The Directorate-General of Budget, Accounting and Statistics (DGBAS) yesterday raised its forecast for Taiwan’s GDP growth this year to 4.27 percent, from the 3.90 percent it predicted in August, as exports and private investment proved stronger on the back of the artificial intelligence (AI) boom.
The upward revision came after the nation’s export-oriented economy last quarter increased 4.17 percent, 0.2 percentage points higher than data last month showed.
“Taiwan’s current economic state remains healthy and would advance at a pace faster than the global average,” DGBAS deputy head Tsai Hung-kun (蔡鴻坤) told a news conference after a quarterly review.
Photo: CNA
The uptrend would sustain this quarter and next year with a large chance for Taiwan to outperform regional trade rivals South Korea, Hong Kong and Singapore, he said.
The statistics agency is expecting GDP growth of 3.29 percent for next year, an uptick of 0.03 percentage points from three months earlier.
Outbound shipments, which drive more than 60 percent of GDP, increased 8.03 percent during the July-to-September period, considerably faster than the earlier projection of 6.27 percent, DGBAS said.
The showing had to do with aggressive spending on the part of US technology giants to develop AI capacity and applications. Taiwan is home to the world’s top suppliers of AI chips, servers, storage and memory devices used in cloud-based data centers and other AI applications.
Exports might expand 9.72 percent this year, from 8.71 percent previously, in line with rosier earnings guidance by major local tech firms.
However, Taiwan’s economic recovery is imbalanced, Tsai said.

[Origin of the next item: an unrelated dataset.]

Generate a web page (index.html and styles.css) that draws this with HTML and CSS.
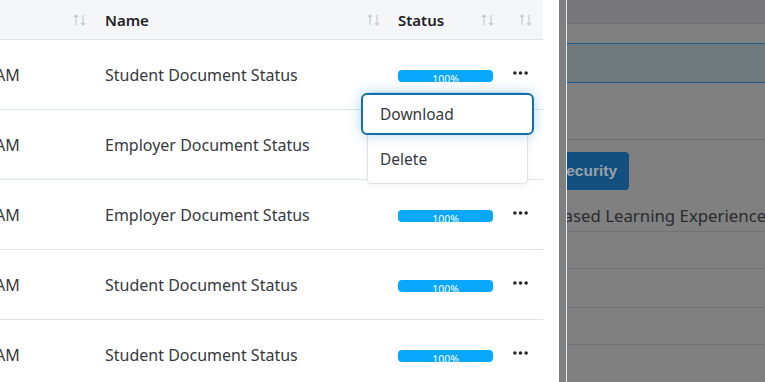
FILE: index.html
```html
<!DOCTYPE html>
<html lang="en">
<head>
    <meta charset="UTF-8">
    <title>Documents</title>
    <link rel="stylesheet" href="styles.css">
</head>
<body>
    <div class="screen">
        <!-- documents table -->
        <div class="table-panel">
            <div class="table">
                <div class="row head">
                    <div class="cell c-date">Uploaded <svg class="sort" viewBox="0 0 14 14"><path d="M3 12V2M1 4l2-2 2 2M10 2v10M8 10l2 2 2-2"/></svg></div>
                    <div class="cell c-name">Name <svg class="sort" viewBox="0 0 14 14"><path d="M3 12V2M1 4l2-2 2 2M10 2v10M8 10l2 2 2-2"/></svg></div>
                    <div class="cell c-status">Status <svg class="sort" viewBox="0 0 14 14"><path d="M3 12V2M1 4l2-2 2 2M10 2v10M8 10l2 2 2-2"/></svg></div>
                    <div class="cell c-act"><svg class="sort" viewBox="0 0 14 14"><path d="M3 12V2M1 4l2-2 2 2M10 2v10M8 10l2 2 2-2"/></svg></div>
                </div>

                <div class="row">
                    <div class="cell c-date">10:24 AM</div>
                    <div class="cell c-name">Student Document Status</div>
                    <div class="cell c-status"><div class="progress">100%</div></div>
                    <div class="cell c-act">
                        <svg class="dots" viewBox="0 0 16 4"><circle cx="2" cy="2" r="1.9"/><circle cx="8" cy="2" r="1.9"/><circle cx="14" cy="2" r="1.9"/></svg>
                        <div class="menu">
                            <div class="menu-item active">Download</div>
                            <div class="menu-item">Delete</div>
                        </div>
                    </div>
                </div>
                <div class="row">
                    <div class="cell c-date">10:24 AM</div>
                    <div class="cell c-name">Employer Document Status</div>
                    <div class="cell c-status"><div class="progress">100%</div></div>
                    <div class="cell c-act"><svg class="dots" viewBox="0 0 16 4"><circle cx="2" cy="2" r="1.9"/><circle cx="8" cy="2" r="1.9"/><circle cx="14" cy="2" r="1.9"/></svg></div>
                </div>
                <div class="row">
                    <div class="cell c-date">10:24 AM</div>
                    <div class="cell c-name">Employer Document Status</div>
                    <div class="cell c-status"><div class="progress">100%</div></div>
                    <div class="cell c-act"><svg class="dots" viewBox="0 0 16 4"><circle cx="2" cy="2" r="1.9"/><circle cx="8" cy="2" r="1.9"/><circle cx="14" cy="2" r="1.9"/></svg></div>
                </div>
                <div class="row">
                    <div class="cell c-date">10:24 AM</div>
                    <div class="cell c-name">Student Document Status</div>
                    <div class="cell c-status"><div class="progress">100%</div></div>
                    <div class="cell c-act"><svg class="dots" viewBox="0 0 16 4"><circle cx="2" cy="2" r="1.9"/><circle cx="8" cy="2" r="1.9"/><circle cx="14" cy="2" r="1.9"/></svg></div>
                </div>
                <div class="row">
                    <div class="cell c-date">10:24 AM</div>
                    <div class="cell c-name">Student Document Status</div>
                    <div class="cell c-status"><div class="progress">100%</div></div>
                    <div class="cell c-act"><svg class="dots" viewBox="0 0 16 4"><circle cx="2" cy="2" r="1.9"/><circle cx="8" cy="2" r="1.9"/><circle cx="14" cy="2" r="1.9"/></svg></div>
                </div>
            </div>
        </div>

        <div class="spacer"></div>

        <!-- page behind the overlay -->
        <div class="backdrop">
            <div class="backdrop-edge"></div>
            <div class="backdrop-page">
                <div class="bd-top"></div>
                <div class="bd-input"></div>
                <div class="bd-rule"></div>
                <div class="bd-btn">Security</div>
                <div class="bd-title">Work Based Learning Experience</div>
                <div class="bd-line l1"></div>
                <div class="bd-line l2"></div>
                <div class="bd-line l3"></div>
                <div class="bd-line l4"></div>
            </div>
        </div>
    </div>
</body>
</html>
```

FILE: styles.css
```css
body {
    margin: 0;
    font-family: 'Noto Sans', sans-serif;
    background: #fff;
    overflow: hidden;
}
.screen {
    display: flex;
    width: 765px;
    height: 382px;
    overflow: hidden;
}

/* table */
.table-panel {
    width: 543px;
    flex: none;
    overflow: hidden;
}
.table {
    margin-left: -60px;
}
.row {
    display: grid;
    grid-template-columns: 155px 293px 117px 38px;
    height: 70px;
    border-bottom: 1px solid #dfe4e8;
    box-sizing: border-box;
    align-items: center;
}
.row.head {
    height: 40px;
    background: #f5f6f8;
    font-weight: 600;
}
.cell {
    display: flex;
    align-items: center;
    justify-content: space-between;
    padding-left: 10px;
    font-size: 16px;
    color: #36393e;
    white-space: nowrap;
    height: 100%;
}
.head .cell {
    color: #1f2228;
    font-size: 15px;
}
.c-date {
    padding-right: 8px;
}
.head .c-date {
    color: transparent;
}
.c-name {
    padding-right: 7px;
}
.c-status {
    padding-right: 10px;
}
.c-act {
    padding: 0 15px 0 0;
    position: relative;
    justify-content: flex-end;
}
.head .c-act {
    padding-right: 10px;
}
.sort {
    width: 14px;
    height: 14px;
    fill: none;
    stroke: #c6cbd1;
    stroke-width: 1.2;
    flex: none;
}
.progress {
    width: 95px;
    height: 12px;
    border-radius: 4px;
    background: #0aa8fc;
    color: #fff;
    font-size: 10.5px;
    line-height: 12px;
    padding-top: 3px;
    box-sizing: border-box;
    text-align: center;
    overflow: hidden;
    margin-top: 2px;
}
.dots {
    width: 15px;
    height: 4px;
    fill: #24262b;
    margin-top: -4px;
}

/* dropdown */
.menu {
    position: absolute;
    top: 52px;
    right: 15px;
    width: 159px;
    background: #fff;
    border: 1px solid #dde2e6;
    border-radius: 4px;
    box-shadow: 0 2px 6px rgba(0, 0, 0, 0.06);
    z-index: 2;
}
.menu-item {
    height: 48px;
    display: flex;
    align-items: center;
    padding-left: 12px;
    font-size: 15.5px;
    color: #36393e;
}
.menu-item.active {
    height: 42px;
    margin: 0 -7px;
    padding-left: 17px;
    box-sizing: border-box;
    border: 2.5px solid #156fab;
    border-radius: 6px;
    background: #fff;
    box-shadow: 0 0 14px rgba(40, 140, 210, 0.35);
}

.spacer {
    width: 16px;
    flex: none;
}

/* greyed page on the right */
.backdrop {
    flex: 1;
    display: flex;
    background: #808080;
}
.backdrop-edge {
    width: 7px;
    border-right: 1.5px solid #e2e8ec;
    flex: none;
}
.backdrop-page {
    flex: 1;
    overflow: hidden;
}
.bd-top {
    height: 23px;
    background: #77777a;
    border-bottom: 1px solid #6f6f72;
}
.bd-input {
    margin-top: 19px;
    height: 38px;
    background: #6f787b;
    border-top: 1.5px solid #1b5d8e;
    border-bottom: 1.5px solid #1b5d8e;
}
.bd-rule {
    margin-top: 56px;
    height: 1px;
    background: #6c6c6c;
}
.bd-btn {
    margin: 12px 0 0 -18px;
    width: 80px;
    height: 38px;
    box-sizing: border-box;
    background: #134f7f;
    border-radius: 4px;
    color: #99a2aa;
    font-family: 'Liberation Sans', sans-serif;
    font-weight: bold;
    font-size: 15.5px;
    line-height: 38px;
    text-align: right;
    padding-right: 12px;
}
.bd-title {
    margin: 14px 0 0 -60px;
    font-size: 16.8px;
    color: #2a2c2f;
    white-space: nowrap;
    height: 24px;
}
.bd-line {
    height: 1px;
    background: #6e757a;
}
.l1 { margin-top: 3px; }
.l2 { margin-top: 36px; }
.l3 { margin-top: 38px; }
.l4 { margin-top: 36px; }
```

Non-tech manufacturers of chemical, plastic, metal and petrochemical products remain weighed by a slowdown in China and elsewhere as well as by a capacity glut and sharp price competitions, he said.
Firms on the AI supply chain would continue to outperform next year, Tsai said, as US firms have indicated plans to step up AI expenditures.
Business in non-tech manufacturing sectors could improve next year, helped by low bases this year, statistics department chief Tsai Yu-tai (蔡鈺泰) said.
Private investment, another growth catalyst, staged an 8.42 percent increase, as local firms upgrade technology and expand capacity to meet demand from customers, the DGBAS said.
The GDP component is projected to gain further momentum this quarter and stay in expansion mode next year, it said.
Private consumption held resilient, supported by wage hikes and wealth inflation linked to TAIEX rallies, though many Taiwanese prefer to travel abroad, it said.
Revenue at restaurants last quarter rose 0.75 percent, while hotels posted a decline of 1.52 percent in sales, it said.
Financial institutes reported a 7.31 percent hike in interest income and a 21.24 percent jump in fee income.
The consumer price index might grow 2.18 percent this year and moderate to 1.93 percent next year, the DGBAS said, calling attention to lingering geopolitical tensions and unfavorable trade terms ahead.
DGBAS Minister Chen Shu-tzu (陳淑姿) told lawmakers on Thursday that additional tariffs imposed by Washington against Taiwan’s exports, if they materialize, would affect Taiwan’s GDP growth in 2026.
The agency would supply more details regarding different scenarios after the US sheds more reliable light on the matter, the minister said.